SKECHERS USA, Inc. reported a third quarter jump in net sales of 19.3% to $395.0 million from $331.1 million for the same period in 2006. Third quarter 2007 net earnings were $24.7 million versus net earnings of $22.2 million in the third quarter of the prior year, an increase of 11.5%. Third quarter 2007 diluted earnings per share were 53 cents on 46,654,000 diluted shares outstanding, compared to 49 cents on 46,199,000 diluted shares outstanding in the prior year.
“We are again pleased to report record quarterly and nine-month sales. Our third quarter sales of $395 million were the highest quarterly sales in the Companys 15 year history, resulting in the Company surpassing $1 billion in sales in the first nine-months of our fiscal year,” began David Weinberg, chief operating officer of SKECHERS. “The improvement in our sales was the result of growth across all channels of distribution domestic and international wholesale and retail, and our e-commerce business a testament to the strength of our brand around the world.”
Fred Schneider, chief financial officer, added: “We are pleased that, in spite of a difficult retail and consumer environment and our incurring of costs associated with refocusing some of our fashion brand initiatives, the Company was able to achieve better than forecasted bottom line results.”
For the nine-month period ended September 30, 2007, net sales rose 21.2% to $1.09 billion compared to net sales of $900.9 million in the first nine months of 2006. Net earnings for the first nine months of 2007 were $63.6 million versus $56.4 million in the first nine months of 2006, an increase of 12.8%. Diluted earnings per share for the first nine months of 2007 were $1.37 per share on 46,769,000 diluted shares outstanding versus $1.27 per share on 45,936,000 diluted shares outstanding.

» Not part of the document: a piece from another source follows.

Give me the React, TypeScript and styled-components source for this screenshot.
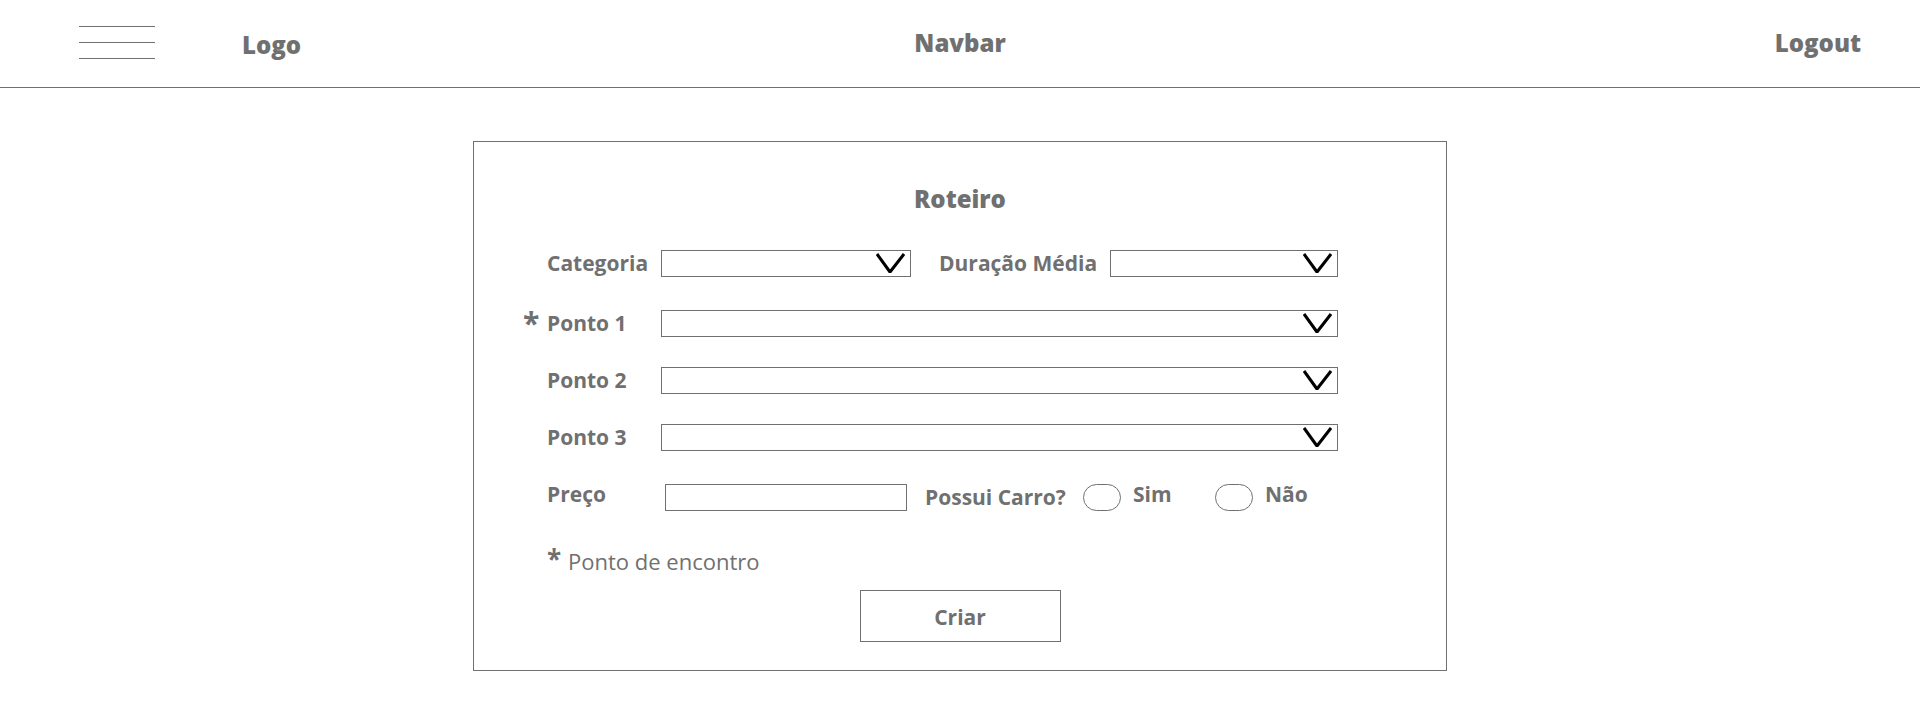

Gross profit for the third quarter of 2007 was $171.7 million or 43.5% of net sales compared to $146.3 million or 44.2% of net sales in the third quarter of last year. The slightly lower gross margin from the prior year is due principally to lower margins in our domestic wholesale business, in part resulting from the closing of our Michelle K footwear and Kitson apparel and footwear lines in the quarter. Gross profit for the first nine months of 2007 was $472.7 million or 43.3% of sales versus $395.4 million or 43.9% of sales in the first nine months of the prior year.
Robert Greenberg, SKECHERS chief executive officer, commented: “We just completed a record quarter, one that was just shy of $400 million. Our much improved quarterly sales wouldnt be possible without a great product offering including the new Cali Gear by SKECHERS line and our now proven Marc Ecko and Zoo York footwear lines supported by a targeted approach to advertising. Domestically, the brand continues to grow at a steady, strong rate which we are particularly satisfied with due to the reported tough back-to-school retail environment. Internationally, where we continue to see tremendous potential, our sales are growing at mid double-digit rates including key markets such as United Kingdom and Canada. We are gratified by this growth, and are optimistic about the launch this quarter of our brand in Brazil, a country we see as virtually untapped. We continue to build an exceptional product that is relevant for the global footwear market, and believe that our current focused product offering and marketing will drive sales through this year and the coming year, resulting in continued record sales.”
“It is important to note that 2006 fourth quarter results were particularly strong up over 36 percent from the prior year and that quarter benefited from our catching up with inventory positions during 2006. We believe our fourth quarter 2007 sales will be in-line with last years quarterly sales which demonstrates the continued strength of our brand, considering the current domestic retail environment and the discontinuing of some of the fashion brands. We continue to see positive retail comps, and very strong international sales,” stated Mr. Weinberg. “We are focusing on growing our key brands where we continue to see many opportunities; further building our own retail store base with an additional thirteen stores in the fourth quarter and improving our wholesale distribution around the world. Our current positive indicators, including our double digit backlog leads us to believe that our positive sales momentum will continue in 2008.”
The company expects fourth quarter sales to be in the range of $305.0 million to $315.0 million and diluted earnings per share of between 26 cents and 31 cents. Embedded in this guidance is the assumption that with the repositioning of 310 Motoring and the closing of Michelle K and the Kitson footwear and apparel lines, full-margin sales will be reduced by approximately $8 million from the prior years corresponding quarter. For the full 2007 year, the company expects sales to be in the range of $1.397 billion and $1.407 billion and earnings per share between $1.63 and $1.68.